• WHAT YOU SHOULD DO:
Using the listing below, please gather every line containing the word "that".

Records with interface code
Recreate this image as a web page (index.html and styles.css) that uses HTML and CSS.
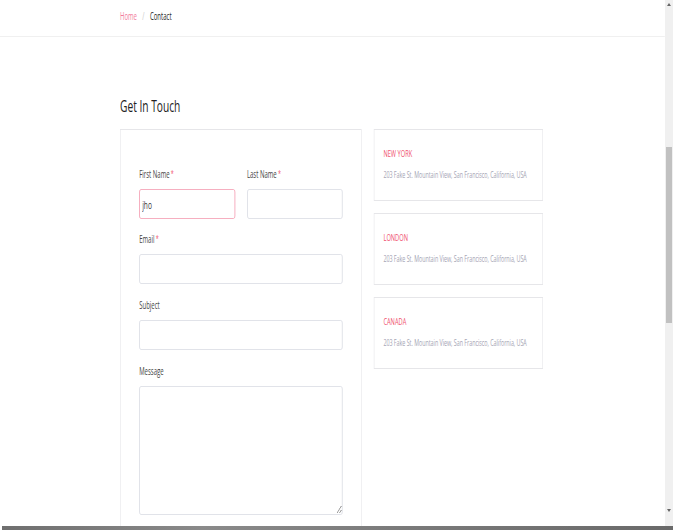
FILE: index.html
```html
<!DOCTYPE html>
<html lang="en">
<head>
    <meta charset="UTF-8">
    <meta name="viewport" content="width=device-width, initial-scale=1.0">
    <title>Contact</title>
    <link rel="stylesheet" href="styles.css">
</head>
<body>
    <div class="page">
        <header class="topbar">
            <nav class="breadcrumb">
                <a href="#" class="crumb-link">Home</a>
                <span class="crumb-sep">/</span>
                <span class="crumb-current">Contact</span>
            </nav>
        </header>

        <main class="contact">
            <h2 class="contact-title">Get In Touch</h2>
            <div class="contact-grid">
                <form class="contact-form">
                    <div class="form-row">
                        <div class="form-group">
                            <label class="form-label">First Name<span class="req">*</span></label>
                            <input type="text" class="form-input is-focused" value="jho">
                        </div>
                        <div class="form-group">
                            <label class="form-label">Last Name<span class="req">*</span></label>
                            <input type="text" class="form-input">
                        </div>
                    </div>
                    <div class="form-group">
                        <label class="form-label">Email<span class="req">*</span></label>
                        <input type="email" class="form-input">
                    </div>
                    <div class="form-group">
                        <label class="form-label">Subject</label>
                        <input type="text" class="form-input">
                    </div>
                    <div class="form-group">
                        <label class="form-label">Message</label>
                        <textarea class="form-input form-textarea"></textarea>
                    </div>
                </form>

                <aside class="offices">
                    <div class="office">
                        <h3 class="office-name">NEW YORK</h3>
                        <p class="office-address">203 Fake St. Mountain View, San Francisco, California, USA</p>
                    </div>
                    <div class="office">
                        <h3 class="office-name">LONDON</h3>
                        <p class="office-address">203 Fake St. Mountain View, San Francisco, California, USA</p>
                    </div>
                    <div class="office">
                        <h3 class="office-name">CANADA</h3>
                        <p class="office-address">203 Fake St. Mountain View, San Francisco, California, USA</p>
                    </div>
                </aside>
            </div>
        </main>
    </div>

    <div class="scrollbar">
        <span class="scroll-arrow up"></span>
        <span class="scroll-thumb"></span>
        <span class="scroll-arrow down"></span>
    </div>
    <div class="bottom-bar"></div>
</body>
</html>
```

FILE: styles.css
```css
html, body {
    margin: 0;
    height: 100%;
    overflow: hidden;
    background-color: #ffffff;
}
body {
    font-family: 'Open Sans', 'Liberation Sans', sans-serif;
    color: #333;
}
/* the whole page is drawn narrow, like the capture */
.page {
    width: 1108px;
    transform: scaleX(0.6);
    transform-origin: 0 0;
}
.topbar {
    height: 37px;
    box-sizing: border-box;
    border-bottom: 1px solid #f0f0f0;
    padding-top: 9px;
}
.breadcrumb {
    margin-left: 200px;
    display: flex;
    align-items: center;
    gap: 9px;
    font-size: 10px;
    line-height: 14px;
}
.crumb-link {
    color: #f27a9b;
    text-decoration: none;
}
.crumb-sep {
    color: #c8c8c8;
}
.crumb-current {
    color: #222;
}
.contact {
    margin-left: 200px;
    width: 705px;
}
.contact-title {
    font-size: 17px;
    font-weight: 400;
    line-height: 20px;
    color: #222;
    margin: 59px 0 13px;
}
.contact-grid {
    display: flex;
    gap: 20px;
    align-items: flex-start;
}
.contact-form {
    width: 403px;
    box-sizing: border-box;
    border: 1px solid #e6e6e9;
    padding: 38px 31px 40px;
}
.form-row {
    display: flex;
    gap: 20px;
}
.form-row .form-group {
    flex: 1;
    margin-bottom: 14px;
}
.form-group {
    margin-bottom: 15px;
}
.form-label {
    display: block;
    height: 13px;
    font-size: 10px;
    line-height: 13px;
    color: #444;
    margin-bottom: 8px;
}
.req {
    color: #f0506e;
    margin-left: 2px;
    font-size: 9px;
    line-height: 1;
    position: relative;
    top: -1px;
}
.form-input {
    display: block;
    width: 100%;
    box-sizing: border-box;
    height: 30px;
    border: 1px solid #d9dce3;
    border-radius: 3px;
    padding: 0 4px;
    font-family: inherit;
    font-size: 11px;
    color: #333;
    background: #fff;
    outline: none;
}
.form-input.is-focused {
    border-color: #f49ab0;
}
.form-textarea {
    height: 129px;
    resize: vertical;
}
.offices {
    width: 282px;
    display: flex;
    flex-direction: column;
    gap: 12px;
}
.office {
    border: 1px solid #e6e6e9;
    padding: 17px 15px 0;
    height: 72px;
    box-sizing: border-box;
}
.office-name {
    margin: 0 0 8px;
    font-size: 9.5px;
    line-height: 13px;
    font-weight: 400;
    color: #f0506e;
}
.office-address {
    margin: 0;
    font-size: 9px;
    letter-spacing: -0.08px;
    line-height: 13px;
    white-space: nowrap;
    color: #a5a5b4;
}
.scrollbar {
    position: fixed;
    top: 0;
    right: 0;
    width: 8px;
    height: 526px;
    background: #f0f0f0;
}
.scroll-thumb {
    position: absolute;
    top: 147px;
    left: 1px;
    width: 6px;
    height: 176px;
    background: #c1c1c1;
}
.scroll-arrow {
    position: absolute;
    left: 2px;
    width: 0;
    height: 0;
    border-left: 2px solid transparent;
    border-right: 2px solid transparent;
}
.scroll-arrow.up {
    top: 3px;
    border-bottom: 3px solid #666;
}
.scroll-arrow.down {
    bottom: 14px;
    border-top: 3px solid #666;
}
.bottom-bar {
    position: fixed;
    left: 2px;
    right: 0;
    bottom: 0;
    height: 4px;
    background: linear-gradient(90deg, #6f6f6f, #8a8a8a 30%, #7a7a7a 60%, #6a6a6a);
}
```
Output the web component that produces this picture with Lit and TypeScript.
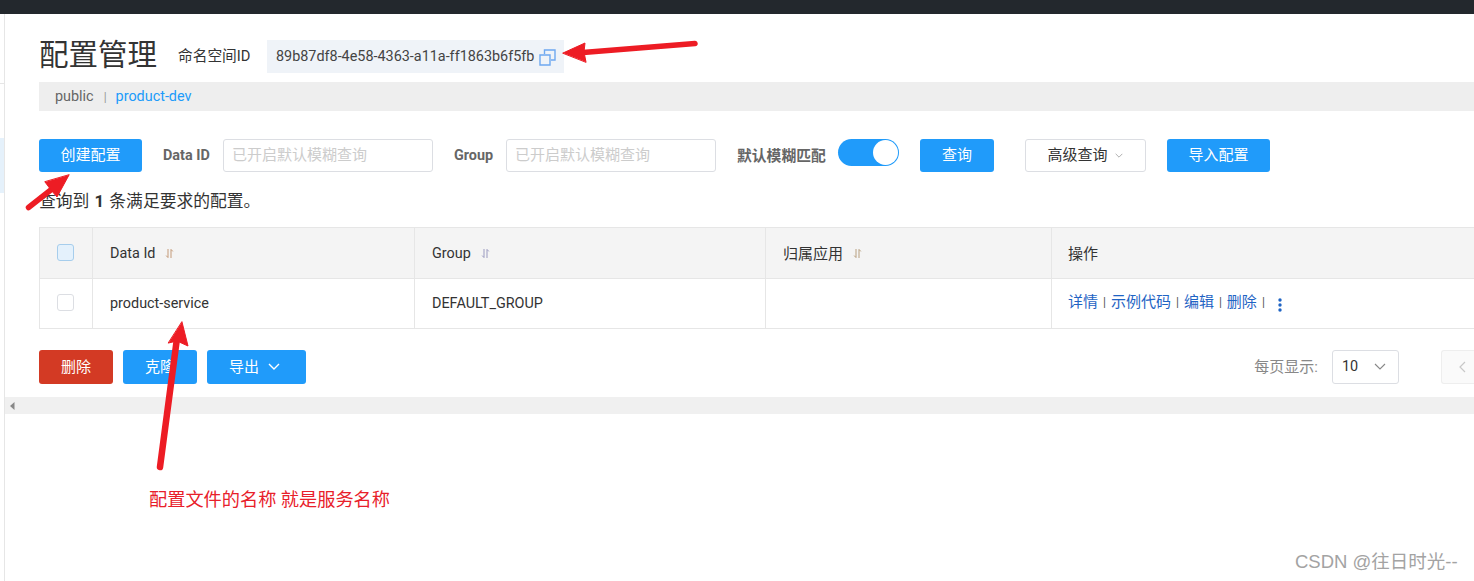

• SOLUTION:
Recreate this image as a web page (index.html and styles.css) that uses HTML and CSS.
Output the web component that produces this picture with Lit and TypeScript.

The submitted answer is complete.